I don't care where they are, I stand by my comment :)
 
Hmmmm Weight relieved solid bodies are tone relieved? The snag is nobody has the same view of 'tone'. Pedal steels are probably the most rigid of any guitar type, and sustain the longest, because energy transfer into the body is the lowest. The trouble is they are very boring, tonally. They sustain well, though. Same with any string instrument - however, you only have to look at cellos and violins to hear tonal 'quality' - and the best tonal quality is absolutely NOT related to weight, or density - in fact, probably bodies that do flex, bend and resonate. They just do it nicely and improve the sound, rather than harm it.
 
I don't believe that is true. Lefty yes, upside down no. Point taken, and you have a good one, but overstating does not serve it well.

Cheers to your son, sounds to be a well rounded accomplishment to himself and an asset to anyone who has to pleasure to his presence in a musical context. You are no doubt proud, and should be.
The term "frustrated guitarists" is actually not a literal term, but an affectionate one and one that describes a particular style of bass playing that went on to become very influential in the evolution of bass guitar playing and the position of the bass guitar, particularly in the various strands of rock music that developed from 1960 onwards. It also shines a light on the lowly position that the bass guitar had after its invention in 1952. It's quite an eye-opener to see what a stir of hatred and condescension it caused, particularly in jazz, when producers started picking up on it and realizing that it could now seriously compete with the volume of drums and electric guitar and made the double bass seem like a rubber band.

Chris Squire is an interesting bassist because he's one of the few bass players from the instrument's first 18 years {1952-70} that actually picked up the bass guitar without having started on another instrument.

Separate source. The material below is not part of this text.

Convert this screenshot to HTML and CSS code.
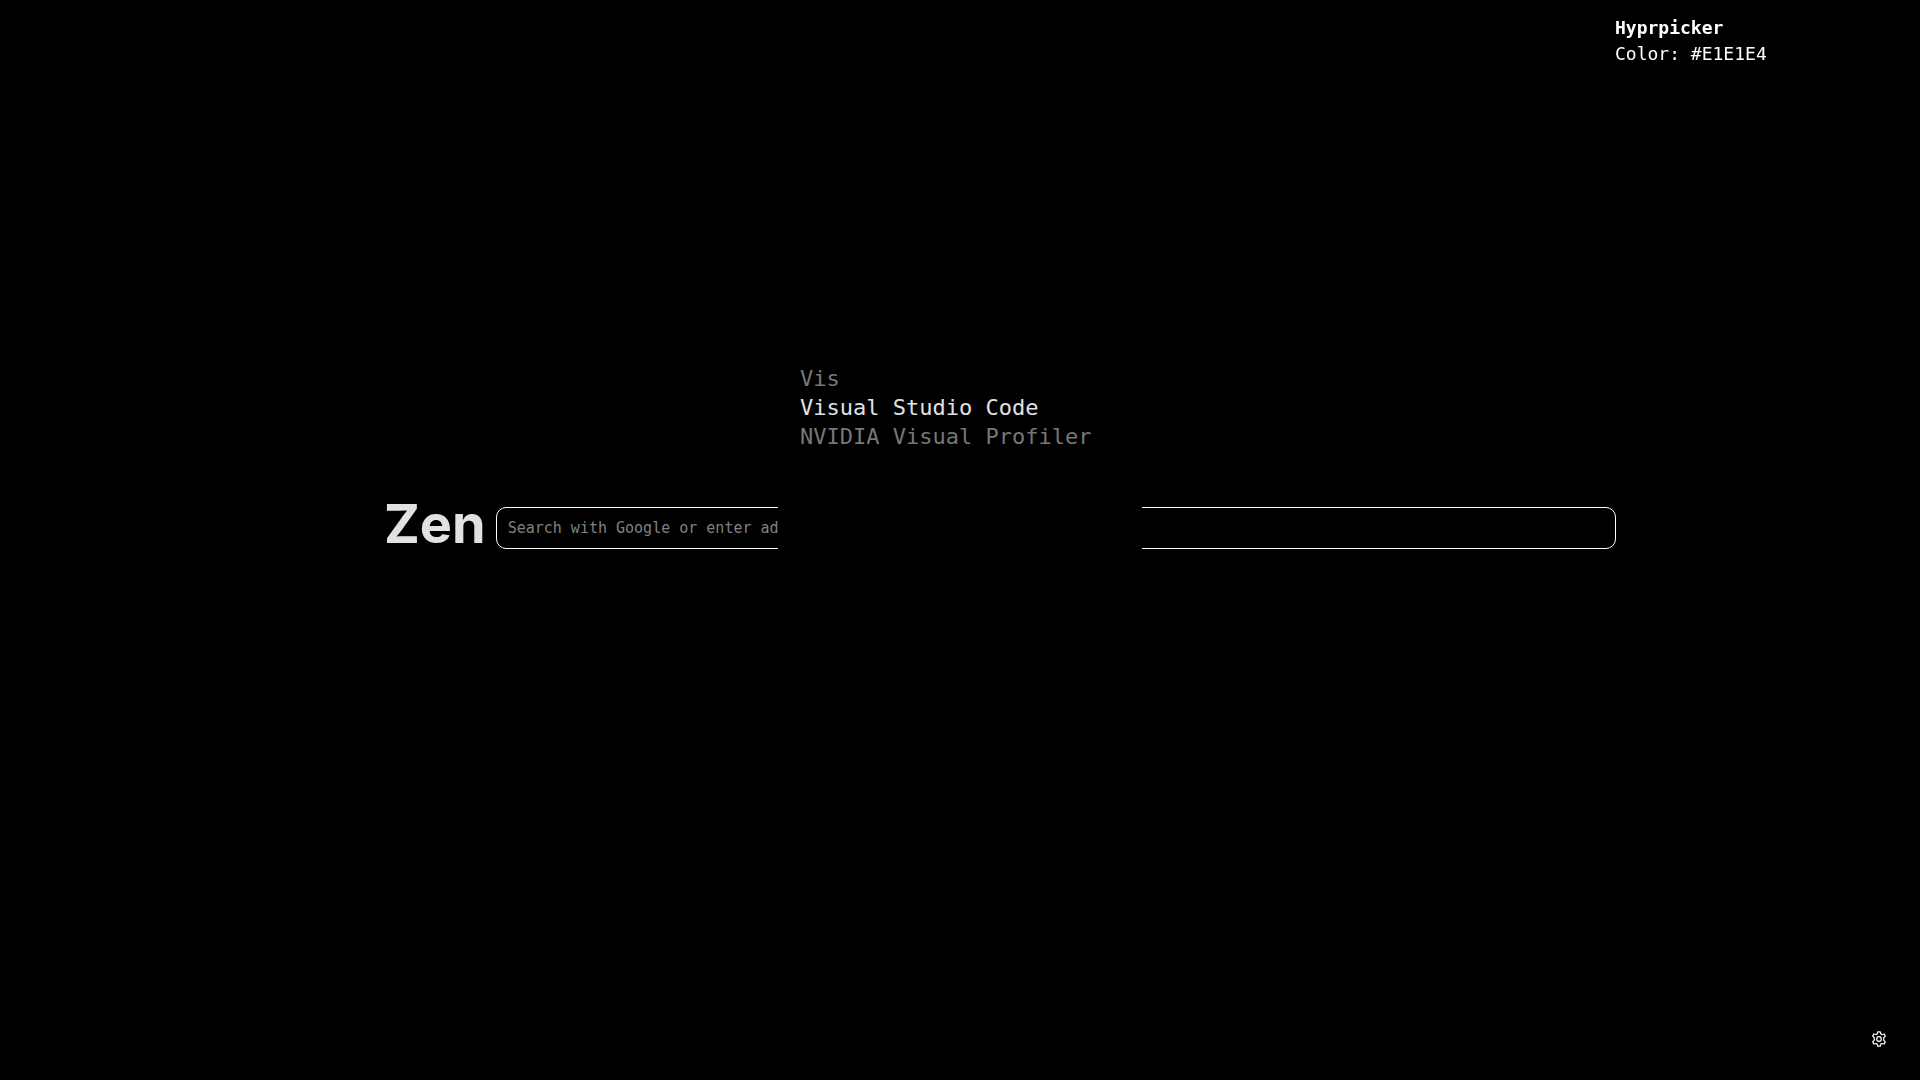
FILE: index.html
```html
<!DOCTYPE html>
<html lang="en">
<head>
  <meta charset="utf-8">
  <meta name="viewport" content="width=device-width, initial-scale=1">
  <title>Zen</title>
  <link rel="stylesheet" href="styles.css">
</head>
<body>
  <main class="start">
    <form class="search" role="search">
      <label class="search-title" for="query">Zen</label>
      <input class="search-box" id="query" type="search" placeholder="Search with Google or enter address">
    </form>
  </main>

  <button class="settings" type="button" aria-label="Settings">
    <svg class="settings-icon" viewBox="0 0 16 16" fill="none" stroke="currentColor" stroke-width="1.25" stroke-linejoin="round" aria-hidden="true">
      <path d="M6.800.8h2.400l.7 2.200.9.5 2.300-.5 1.200 2.100-1.600 1.800v2.200l1.600 1.800-1.200 2.100-2.300-.5-.9.5-.7 2.200H6.800L6.100 13l-.9-.5-2.300.5-1.200-2.100 1.600-1.800V6.900L1.700 5.100 2.900 3l2.300.5.9-.5z"/>
      <circle cx="8" cy="8" r="2.300"/>
    </svg>
  </button>

  <section class="launcher" aria-label="Application launcher">
    <input class="launcher-input" type="text" value="Vis" aria-label="Search applications">
    <button class="launcher-item launcher-item-selected" type="button">Visual Studio Code</button>
    <button class="launcher-item" type="button">NVIDIA Visual Profiler</button>
  </section>

  <aside class="notification" role="status">
    <strong class="notification-title">Hyprpicker</strong>
    <span>Color: #E1E1E4</span>
  </aside>
</body>
</html>
```
FILE: styles.css
```css
* {
  box-sizing: border-box;
}

body {
  margin: 0;
  background: #000;
  color: #e1e1e4;
  font-family: "DejaVu Sans Mono", "Liberation Mono", monospace;
}

input,
button {
  margin: 0;
  padding: 0;
  border: 0;
  background: transparent;
  color: inherit;
  font: inherit;
}

.start {
  display: flex;
  align-items: center;
  min-height: 100vh;
  padding: 0 304px 24px 20%;
}

.search {
  display: flex;
  flex: 1;
  align-items: center;
  gap: 10px;
}

.search-title {
  flex: none;
  padding-bottom: 8px;
  font: 700 54px/56px Inter, sans-serif;
}

.search-box {
  flex: 1;
  min-width: 0;
  height: 42px;
  padding: 0 11px;
  border: 1px solid #fff;
  border-radius: 10px;
  font-size: 15px;
  appearance: none;
}

.search-box::placeholder {
  color: #808080;
  opacity: 1;
}

.settings {
  position: fixed;
  right: 33px;
  bottom: 33px;
  display: flex;
  color: #fff;
}

.settings-icon {
  width: 16px;
  height: 16px;
}

.launcher {
  position: fixed;
  top: 50%;
  left: 50%;
  display: flex;
  flex-direction: column;
  width: 364px;
  height: 380px;
  padding: 14px 22px;
  background: #000;
  color: #777;
  font-size: 22px;
  line-height: 29px;
  transform: translate(-50%, -50%);
}

.launcher-input,
.launcher-item {
  height: 29px;
  text-align: left;
}

.launcher-item-selected {
  color: #e1e1e4;
}

.notification {
  position: fixed;
  top: 15px;
  right: 25px;
  display: flex;
  flex-direction: column;
  width: 280px;
  color: #fff;
  font-size: 18px;
  line-height: 26px;
}

.notification-title {
  font-weight: 700;
}
```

But, significantly, prior to picking up the bass when he was around 15, he'd spent many years as a trained chorister and before he took to the bass {and developed a love of the Beatles}, his sole musical interest was church music {interestingly, he grew up in Kingsbury where I live and he sang for years at St Andrew's Church ~ around the back, they have a nursery which both my kids went to} and he said that it was in those years that he learned most of what he knew about music.
Sting started off as a piano player before becoming obsessed with the guitar before he was even a teenager. He then became obsessed with the Beatles and up until 1967, learned every one of their songs on guitar. His mind was blown by Hendrix {he says seeing him live significantly altered his world-view}, and jazz took him to places yet unknown. When a friend first showed him a bass guitar, an instrument Sting described as "functional without being crude," he says he hadn't "really taken much interest in the instrument, regarding myself exclusively as a lead guitarist."

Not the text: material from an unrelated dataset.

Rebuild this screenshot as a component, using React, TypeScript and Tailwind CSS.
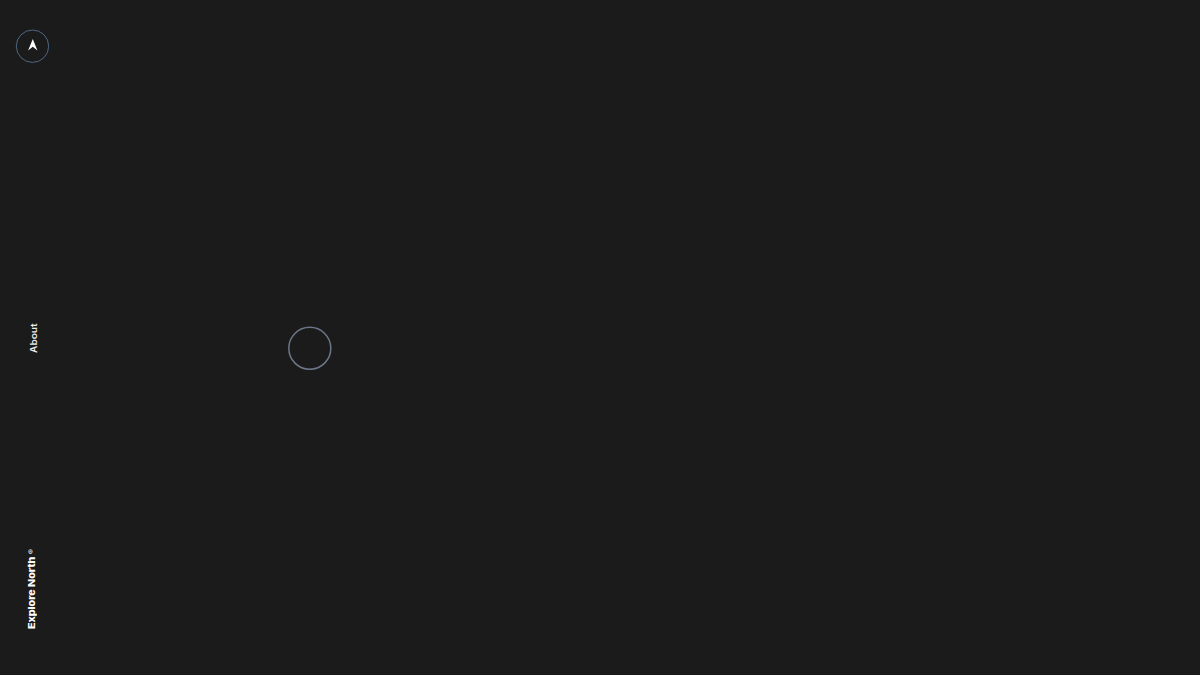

Ray Pohlman {one of the first session bassists as far back as the '50s} was a double bassist and guitarist, Carol Kaye started off on the guitar before turning to bass, Joe Osborne started on the guitar, Bill Pitman was primarily a guitarist, Max Bennett was a double bassist, Red Callender was a double bassist and tuba player, Chuck Rainey played viola, piano and trumpet before he got to the bass guitar, Lyle Ritz played double bass and ukulele, Chuck Berghofer played double bass as did Jimmy Bond; Bob West also played double bass and contributed to string sections - at one point or another, all of them "played" with the wrecking crew. It doesn't appear that any of them picked up the bass guitar as the first instrument they became proficient on. They were already instrumentalists, for the most part before it was even invented.

After 1970, I heartily agree with you. Prior to that most bassists came to the instrument through circumstances that they did not engineer, rather than through choice. For example, Wally Waller who played some neat bass with the Pretty Things in their psychedelic going into progressive phase {through "SF Sorrow" and "Parachute"} was a guitarist but he was a childhood friend of the group's singer Phil May and when the bass player John Stax left, May asked his mate to step in. Many of those initial early bassists would not have become bass guitarists had they been given the preference of the instrument they actually played. Even John Entwistle only turned to the bass because when he and Pete Townshend decided to play rock'n'roll instead of the trad jazz they'd been playing, Entwistle's trumpet and French horn couldn't be heard above the din. Entwistle actually said "I just wanted to be louder. I really got irritated when people could turn up their guitar amps and play louder than me. So I decided that I was going to play guitar....I did want to be a lead guitarist. The role of the lead guitarist was the most glamorous to me. I wanted to make solo spots in a group. And you don't go from being a frontman [which he had been as a trumpeter] to a back man." What got him to switch to bass was the size of his large hands which made it hard to twiddle about on the guitar and the fact that he liked Duane Eddy's low-note guitar playing and the fact that guitarists were ten-a-penny while bassists were almost as rare as hen's teeth in the late '50s.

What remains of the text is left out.